3 Apr 2012

The Future of Heating?

DECC (the Department of Energy and Climate Change) have published a document called The Future of Heating. It's what you might call a partial roadmap (yes, another one) describing how we might heat our homes and fire up what's left of our industry by 2050. I've spent a day immersed in it and have come away with some strange feelings.

It strikes me as a very strange document. It wings its way through 106 pages (typical for the genre) and goes into a fair amount of detail about many of the options facing us. Every now and then it asks for feedback, preferably evidence or experience-based. Nothing wrong with that, except that its never entirely clear whether its a narrative, a policy document or a consultation exercise. And its not entirely clear what sort of feedback they are looking for. Some of it very general, other questions are very specific.

I'm afraid I can't be much help on either front. For instance, I don't have experience of heat networks and I can't demonstrate the costs and benefits of them in reducing emissions, fuel poverty and/or fuel consumption. Neither can I tell you whether its a good idea to regulate the supply of heat through the networks. I feel so useless.

But another part of me feels that this document is actually designed to make me feel useless, because it seems to have everything under control.
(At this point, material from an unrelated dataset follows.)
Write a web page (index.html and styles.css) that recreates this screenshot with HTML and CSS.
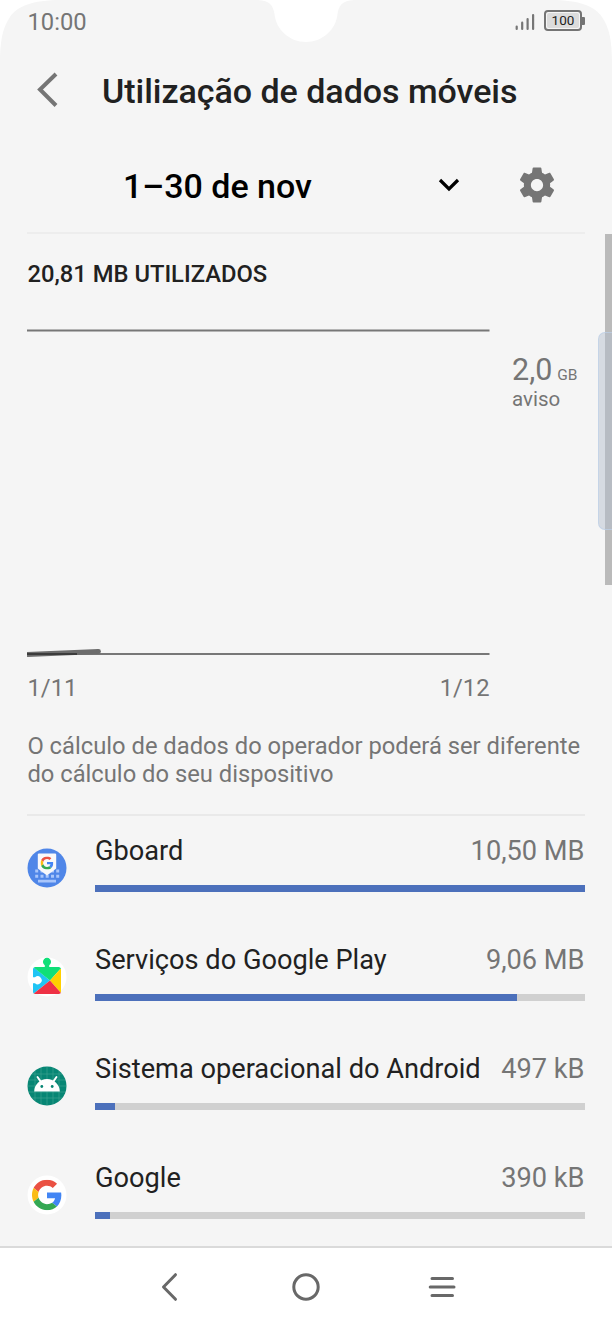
FILE: index.html
```html
<!DOCTYPE html>
<html lang="pt">
<head>
<meta charset="utf-8">
<title>Utilização de dados móveis</title>
<link rel="stylesheet" href="styles.css">
</head>
<body>
<div class="screen">
  <svg class="cutout" width="612" height="70" viewBox="0 0 612 70">
    <path d="M0 0H56C28 1 16 8 10 17C2 29 0 42 0 64Z"/>
    <path d="M612 0H556C584 1 596 8 602 17C610 29 612 42 612 64Z"/>
    <path d="M258 0C270 1 273 5 274.500 14C276 30 290 42 306 42C322 42 336 30 337.500 14C339 5 342 1 354 0Z"/>
  </svg>

  <div class="status">
    <span class="clock">10:00</span>
    <div class="status-icons">
      <svg width="20" height="18" viewBox="0 0 20 18" stroke="#767676" stroke-width="2.200" stroke-linecap="round"><path d="M1.700 13.500V16M7.200 9.700V16M12.600 6V16M18.100 2V16"/></svg>
      <div class="battery"><span>100</span></div>
    </div>
  </div>

  <header class="header">
    <svg width="24" height="36" viewBox="0 0 24 36" fill="none" stroke="#757575" stroke-width="4"><path d="M20 2L4 17.500L20 33.500"/></svg>
    <h1>Utilização de dados móveis</h1>
  </header>

  <main>
    <section class="cycle">
      <span class="cycle-label">1–30 de nov</span>
      <svg class="chevron" width="22" height="16" viewBox="0 0 22 16" fill="none" stroke="#000" stroke-width="3.200"><path d="M2 3L11 12L20 3"/></svg>
      <svg class="gear" width="42" height="42" viewBox="0 0 24 24" fill="#757575"><path d="M19.430 12.980c.04-.32.07-.64.07-.98s-.03-.66-.07-.98l2.110-1.650c.19-.15.24-.42.12-.64l-2-3.460c-.12-.22-.39-.3-.61-.22l-2.490 1c-.52-.4-1.080-.73-1.690-.98l-.38-2.650C14.460 2.180 14.250 2 14 2h-4c-.25 0-.46.18-.49.42l-.38 2.650c-.61.25-1.170.59-1.690.98l-2.490-1c-.23-.09-.49 0-.61.22l-2 3.460c-.13.22-.07.49.12.64l2.110 1.650c-.04.32-.07.65-.07.98s.03.66.07.98l-2.110 1.650c-.19.15-.24.42-.12.64l2 3.460c.12.22.39.3.61.22l2.490-1c.52.4 1.080.73 1.690.98l.38 2.650c.03.24.24.42.49.42h4c.25 0 .46-.18.49-.42l.38-2.650c.61-.25 1.170-.59 1.690-.98l2.490 1c.23.09.49 0 .61-.22l2-3.460c.12-.22.07-.49-.12-.64l-2.110-1.650zM12 15.500c-1.930 0-3.500-1.570-3.500-3.500s1.570-3.500 3.500-3.500 3.500 1.570 3.500 3.500-1.570 3.500-3.500 3.500z"/></svg>
    </section>

    <section class="usage">
      <h2>20,81 MB UTILIZADOS</h2>
      <div class="chart">
        <div class="plot">
          <svg width="463" height="330" viewBox="0 0 463 330">
            <path d="M0 1.500H462.500M0 325H462.500" stroke="#777" stroke-width="1.800"/>
            <path d="M0 325.500L71.500 322.500" stroke="#6c6c6c" stroke-width="4.800"/>
            <circle cx="71.500" cy="322.500" r="2.400" fill="#6c6c6c"/>
            <path d="M0 325H50" stroke="#3c3c3c" stroke-width="1.800"/>
          </svg>
          <div class="dates"><span>1/11</span><span>1/12</span></div>
        </div>
        <div class="warning"><div class="limit">2,0<small>GB</small></div><div class="aviso">aviso</div></div>
      </div>
      <p class="note">O cálculo de dados do operador poderá ser diferente<br>do cálculo do seu dispositivo</p>
    </section>

    <ul class="apps">
      <li>
        <svg class="icon" viewBox="0 0 40 40">
          <circle cx="20" cy="20" r="19.500" fill="#4f86e8"/>
          <g fill="#a9c6fb"><path d="M8.200 21.500h3v3h-3zM13.500 21.500h3v3h-3zM24 21.500h3v3h-3zM29.200 21.500h3v3h-3zM8.200 26.700h3v3h-3zM13.500 26.700h3v3h-3zM18.700 26.700h3v3h-3zM24 26.700h3v3h-3zM29.200 26.700h3v3h-3zM11 31.800h18v2.800H11z"/></g>
          <path d="M12 5.500H28a1.200 1.200 0 0 1 1.200 1.200V20.500L20 27.500L10.800 20.500V6.700A1.200 1.200 0 0 1 12 5.500Z" fill="#f8f8fa"/>
          <svg x="13.500" y="8.500" width="13" height="13" viewBox="0 0 48 48"><use href="#g"/></svg>
        </svg>
        <div class="app"><div class="line"><span>Gboard</span><span class="amount">10,50 MB</span></div><div class="track"><div class="fill" style="width:100%"></div></div></div>
      </li>
      <li>
        <svg class="icon" viewBox="0 0 40 40">
          <defs><clipPath id="piece"><path d="M8.500 10H17.800V8.200A4 4 0 1 1 22.200 8.200V10H31.500A2.500 2.500 0 0 1 34 12.500V34.500A2.500 2.500 0 0 1 31.500 37H8.500A2.500 2.500 0 0 1 6 34.500V26.200H8A4 4 0 1 0 8 20.200H6V12.500A2.500 2.500 0 0 1 8.500 10Z"/></clipPath></defs>
          <circle cx="20" cy="20" r="19.500" fill="#fff"/>
          <g clip-path="url(#piece)"><path d="M5 9V38L23 23.500Z" fill="#20c4f4"/><path d="M5 0H35V10L23 23.500L6 10Z" fill="#10df78"/><path d="M35 10L23 23.500L35 37Z" fill="#ffd000"/><path d="M5 38L23 23.500L35 37V38Z" fill="#ee3145"/></g>
        </svg>
        <div class="app"><div class="line"><span>Serviços do Google Play</span><span class="amount">9,06 MB</span></div><div class="track"><div class="fill" style="width:86.200%"></div></div></div>
      </li>
      <li>
        <svg class="icon" viewBox="0 0 40 40">
          <circle cx="20" cy="20" r="19.500" fill="#078674"/>
          <path d="M8 5V35M14 2V38M20 1V39M26 2V38M32 5V35M5 8H35M2 14H38M1 20H39M2 26H38M5 32H35" stroke="#3ba091" stroke-width=".7"/>
          <path d="M10.500 11L14 16M29.500 11L26 16" stroke="#fff" stroke-width="2" stroke-linecap="round"/>
          <path d="M7.200 25.500A12.800 12.500 0 0 1 32.800 25.500Z" fill="#fff"/><circle cx="14.800" cy="20.500" r="1.400" fill="#078674"/><circle cx="25.200" cy="20.500" r="1.400" fill="#078674"/>
        </svg>
        <div class="app"><div class="line"><span>Sistema operacional do Android</span><span class="amount">497 kB</span></div><div class="track"><div class="fill" style="width:4.100%"></div></div></div>
      </li>
      <li>
        <svg class="icon" viewBox="0 0 40 40">
          <defs><g id="g"><path fill="#ea5143" d="M24 9.500c3.540 0 6.710 1.220 9.210 3.600l6.850-6.850C35.900 2.380 30.470 0 24 0 14.620 0 6.510 5.380 2.560 13.220l7.980 6.190C12.430 13.720 17.740 9.500 24 9.500z"/><path fill="#4285f4" d="M46.980 24.550c0-1.570-.15-3.090-.38-4.550H24v9.020h12.940c-.58 2.960-2.260 5.480-4.780 7.180l7.730 6c4.510-4.180 7.090-10.360 7.090-17.650z"/><path fill="#fbbc15" d="M10.530 28.590c-.48-1.450-.76-2.990-.76-4.590s.27-3.140.76-4.590l-7.980-6.190C.92 16.460 0 20.120 0 24c0 3.880.92 7.540 2.560 10.780l7.970-6.190z"/><path fill="#34a853" d="M24 48c6.480 0 11.930-2.130 15.890-5.810l-7.730-6c-2.150 1.450-4.920 2.300-8.160 2.300-6.260 0-11.570-4.220-13.470-9.910l-7.980 6.190C6.510 42.620 14.620 48 24 48z"/></g></defs>
          <circle cx="20" cy="20" r="19.500" fill="#fff"/>
          <svg x="5" y="4.700" width="30" height="30.500" viewBox="0 0 48 48" preserveAspectRatio="none"><use href="#g"/></svg>
        </svg>
        <div class="app"><div class="line"><span>Google</span><span class="amount">390 kB</span></div><div class="track"><div class="fill" style="width:3.100%"></div></div></div>
      </li>
    </ul>
  </main>

  <nav class="navbar">
    <svg width="20" height="30" viewBox="0 0 20 30"><path d="M15.500 2.700L3.500 15L15.500 27.300"/></svg>
    <svg class="home" width="30" height="30" viewBox="0 0 30 30"><circle cx="15" cy="15" r="12.200"/></svg>
    <svg width="30" height="30" viewBox="0 0 30 30"><path d="M5 6.500H25.500M3.200 15H27M5 23.500H25.500"/></svg>
  </nav>

  <div class="scrollbar"></div>
  <div class="edge-handle"></div>
</div>
</body>
</html>
```
FILE: styles.css
```css
* { box-sizing: border-box; }
body { margin: 0; background: #fff; font-family: Roboto, sans-serif; color: #212121; }
svg { display: block; flex: none; }
h1, h2, p, ul { margin: 0; padding: 0; }
.screen { position: relative; width: 612px; height: 1328px; background: #f5f5f5; overflow: hidden; display: flex; flex-direction: column; white-space: nowrap; }
.cutout { position: absolute; top: 0; left: 0; fill: #fff; }
.status { position: relative; height: 44px; padding: 0 30px 0 27.500px; display: flex; justify-content: space-between; }
.clock { font-size: 23.750px; line-height: 44px; color: #757575; }
.status-icons { display: flex; align-items: flex-start; gap: 9px; padding-top: 10.400px; }
.status-icons svg { margin-top: 3px; }
.battery { position: relative; width: 38px; height: 21px; border: 2px solid #747474; border-radius: 4px; padding: 1px; }
.battery::after { content: ""; position: absolute; right: -5px; top: 5px; width: 3px; height: 8px; background: #747474; border-radius: 0 1px 1px 0; }
.battery span { display: block; height: 15px; background: #dcdcdc; border-radius: 2px; font-size: 13.500px; line-height: 15px; text-align: center; color: #222; }
.header { height: 92px; padding: 28px 0 0 36px; display: flex; align-items: flex-start; gap: 42px; }
h1 { font-size: 34px; font-weight: 500; line-height: 38px; letter-spacing: -.03px; }
main { padding: 0 27.500px 0 27px; height: 1110px; }
.cycle { height: 98px; border-bottom: 2px solid #ededed; display: flex; align-items: center; padding-left: 96px; }
.cycle-label { font-size: 34px; font-weight: 500; line-height: 40px; color: #000; width: 315px; padding-top: 3px; }
.chevron { margin-top: 2px; }
.gear { margin: 2px 0 0 56px; }
.usage { height: 582px; border-bottom: 2px solid #e9e9e9; padding-top: 25px; }
h2 { font-size: 23.750px; font-weight: 500; line-height: 30px; padding-left: .5px; }
.chart { display: flex; gap: 22px; padding-top: 40px; }
.plot { width: 463px; }
.dates { display: flex; justify-content: space-between; font-size: 23.750px; line-height: 30px; color: #757575; padding: 14px .5px 0; }
.warning { color: #757575; padding-top: 23px; }
.limit { font-size: 30.500px; line-height: 36px; }
.limit small { font-size: 15.500px; margin-left: 5px; }
.aviso { font-size: 20.500px; line-height: 24px; margin-top: -6px; }
.note { font-size: 23.750px; line-height: 28px; color: #757575; padding: 29px 0 0 .4px; }
.apps { list-style: none; padding-top: 17px; }
.apps li { display: flex; height: 109px; align-items: flex-start; }
.icon { width: 40px; height: 40px; margin: 15px 28px 0 0; }
.app { flex: 1; }
.line { display: flex; justify-content: space-between; font-size: 27.200px; line-height: 36px; }
.amount { color: #757575; }
.track { height: 7px; margin-top: 16px; background: #d0d0d0; }
.fill { height: 100%; background: #4c70bb; }
.navbar { height: 82px; border-top: 2px solid #dadada; background: #fff; display: flex; align-items: center; padding: 0 155px 2px 160px; justify-content: space-between; }
.navbar svg { fill: none; stroke: #686868; stroke-width: 3; stroke-linecap: round; stroke-linejoin: round; }
.navbar .home { margin-left: 5px; }
.scrollbar { position: absolute; right: 0; top: 234px; width: 7px; height: 351px; background: #bababa; }
.edge-handle { position: absolute; right: -2px; top: 332px; width: 16px; height: 198px; background: rgba(180, 190, 205, .48); border: 1px solid rgba(190, 208, 232, .7); border-radius: 7px 0 0 7px; }
```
They don't need to know what little I know about heat networks because some geek at DECC has already been out there and done some research, and if you piece all this research together into one document, bugger me if you don't have a fully fledged strategy for a low carbon 2050. Yippee.

Only I didn't go Yippee at all. Instead I was left wondering about all the very basic questions they haven't asked. Like how much low carbon energy we will have to play with in 2050? And what will it cost? Without this information, every other policy set out in this document is nothing but conjecture.

Take §27 in the Exec Summary. It starts Reducing our demand for heat is a highly cost effective way of cutting emissions from buildings. Well, is it? No evidence is given to support this statement, it is just assumed to be the case. It might be cost effective to reduce demand by a little bit, but very expensive to reduce it by a lot (more than likely in fact). And without having some idea of what low carbon power sources will be available and how much they will cost, the cost-effectiveness of demand reduction is nothing more than guesswork.

I could go on, but it would labour the point. To be fair, the purpose of the document is to look at the many ways there are of being efficient with heat, from undertaking extreme retrofits to building heat networks and creating inter-seasonal heat stores. Even low carbon cooking gets a look-in. It's nothing if not a thorough review of all the options that are potentially there.

But it's all just a bit weightless. Without some way of knowing what energy will cost, we have no way of making any judgements about what will be worth doing, and what we can safely discard. The document ends up being nothing more than a long list of possible solutions, mixed in with boundless good intentions. We are informed that the grid will be decarbonised, but aren't told how much electricity it will supply. Nor are we informed whether we can use this electricity directly for heating, though we are given a hefty nod in that direction by the many hints dropped that heat pumps are about to save us all.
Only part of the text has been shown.